Design Assessments That Reduce Motivation and Opportunity for Cheating

  • Communicate clear learning goals; align content, activities, and assessments with goals.
  • Use a variety of assessment methods, the more authentic the better.
  • Use frequent assessments, obviating the stakes of any single assessment.
  • Provide opportunities to practice tasks and conditions similar to those in assessments.
  • Provide substantive feedback (can be automated or in rubric).
  • Allow open books, open notes.
  • Use higher-order thinking tasks and questions (applications, conclusions, diagnosing problems, proposing solutions).
  • Tweak some test questions each semester.
  • Use item banks to randomize questions.
  • Randomize order of response options.

Use Academic Integrity Tools Judiciously

  • Use options for settings in assessment tools.
  • Use Turnitin to check for plagiarism in essay assignments, and consider allowing students to view their similarity reports immediately on initial submission and revise and resubmit, if needed, before grading.
  • Use Proctorhub to assist in verifying identity and monitoring test-taking behavior in Quizzes.
  • Use Respondus Lockdown Browser to lock the device in which students are taking a test so that device cannot be used to open other websites, copy or paste, connect with other devices, etc.
  • Use Honorlock online proctoring service for higher-stakes online exams, such as midterms or finals.

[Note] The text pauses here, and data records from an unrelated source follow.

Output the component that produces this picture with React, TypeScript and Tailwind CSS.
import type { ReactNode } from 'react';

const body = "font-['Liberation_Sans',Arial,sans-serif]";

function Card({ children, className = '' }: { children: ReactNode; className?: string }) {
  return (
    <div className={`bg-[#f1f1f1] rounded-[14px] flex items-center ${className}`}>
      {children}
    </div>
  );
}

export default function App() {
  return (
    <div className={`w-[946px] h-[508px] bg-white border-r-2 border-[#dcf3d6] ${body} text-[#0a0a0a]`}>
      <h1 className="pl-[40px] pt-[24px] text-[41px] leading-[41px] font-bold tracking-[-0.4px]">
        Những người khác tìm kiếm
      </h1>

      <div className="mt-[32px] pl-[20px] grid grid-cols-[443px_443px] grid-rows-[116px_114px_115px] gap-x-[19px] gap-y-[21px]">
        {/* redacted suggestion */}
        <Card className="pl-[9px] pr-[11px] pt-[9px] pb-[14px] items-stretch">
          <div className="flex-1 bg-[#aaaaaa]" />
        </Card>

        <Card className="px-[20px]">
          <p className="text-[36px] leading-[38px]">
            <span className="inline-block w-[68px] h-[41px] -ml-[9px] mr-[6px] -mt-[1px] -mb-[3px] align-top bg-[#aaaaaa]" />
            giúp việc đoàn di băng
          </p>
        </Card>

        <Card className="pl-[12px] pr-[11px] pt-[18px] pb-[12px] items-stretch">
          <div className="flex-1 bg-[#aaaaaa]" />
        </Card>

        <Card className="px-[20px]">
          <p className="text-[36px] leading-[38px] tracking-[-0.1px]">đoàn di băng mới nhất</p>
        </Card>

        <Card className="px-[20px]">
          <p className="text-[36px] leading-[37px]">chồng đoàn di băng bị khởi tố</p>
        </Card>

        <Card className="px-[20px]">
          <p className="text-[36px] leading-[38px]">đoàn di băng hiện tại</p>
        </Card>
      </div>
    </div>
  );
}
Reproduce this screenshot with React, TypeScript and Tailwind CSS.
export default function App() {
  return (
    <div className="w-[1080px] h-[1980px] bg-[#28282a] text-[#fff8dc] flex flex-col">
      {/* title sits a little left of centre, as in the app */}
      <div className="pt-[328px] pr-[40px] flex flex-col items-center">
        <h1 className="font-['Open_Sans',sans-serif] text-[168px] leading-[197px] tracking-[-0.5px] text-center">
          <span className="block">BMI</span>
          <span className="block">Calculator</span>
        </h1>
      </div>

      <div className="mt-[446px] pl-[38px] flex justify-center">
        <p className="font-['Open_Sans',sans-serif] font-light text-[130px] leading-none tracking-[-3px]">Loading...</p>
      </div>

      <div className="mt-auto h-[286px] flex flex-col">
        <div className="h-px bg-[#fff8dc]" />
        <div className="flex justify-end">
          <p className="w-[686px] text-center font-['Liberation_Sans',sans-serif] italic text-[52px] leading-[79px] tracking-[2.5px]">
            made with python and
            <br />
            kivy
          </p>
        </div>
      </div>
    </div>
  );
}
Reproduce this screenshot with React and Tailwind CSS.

What Does This Look Like in a Real Online Course?


Example 1: Jessica Waesche, CLP3413, Contemporary Behavior Therapy

A page titled Academic Integrity in the course orientation module clearly communicates Dr. Waesche’s expectations and policies related to academic integrity in her course. This page is part of a larger sample of her course, Exemplary Course Sample: Waesche CLP3143, she has graciously shared under a Creative Commons Attribution-NonCommercial-ShareAlike license.

Example 2: Amanda Groff, ANT2511, Human Species

This course typically enrolls 300+ students. Dr. Groff wanted to include some short answer questions in her exam but also wanted to encourage academic integrity. To accomplish this, she provides a list of essay questions ahead of time for students to study. When students first access the exam in Webcourses@UCF, they are told which essay questions they will be expected to answer. The selection of questions is randomly assigned; there is a question set within the exam called “Take home questions,” and inside the set are several items that have the same instructions but different question numbers to answer. The exam randomly pulls one of these items for the student.

There is a link within the exam instructions that takes the student to a separate assignment that has Turnitin enabled. Students submit their short question answers there. A link within the assignment then directs them back to the exam to move on to the multiple choice questions. She provides a short tutorial on what this will look like for the student.

The short answers are graded and added to the exam score. In the separate assignment, students see a check mark which indicates that their responses were received.

Welcome to Exam 1! Okay, let’s get the Take Home portion out of the way so you can focus on the remaining exam questions. Go ahead and open the word doc that has your answers to the take home questions.

You have been randomly assigned questions 1 and 2 (remember these question numbers!)

Please follow this link: Exam 1 Take Home ANSWERS to submit your responses to questions 1 and 2. Do not submit answers in the text box below.

Don’t forget, you will see a pop-up that says you will be “navigating away” from the exam, be sure to click “OK”. Follow the directions to submit your answers and then resume the exam. The countdown clock does not pause during this time. Please spend only a max of 5 minutes transferring your take home responses.

Did you just submit your Take Home responses and want to resume the exam?

If so, you will notice it should have returned you to this question.  Please enter “Submitted” or “Completed” in the open box below before saving and moving on to the next question.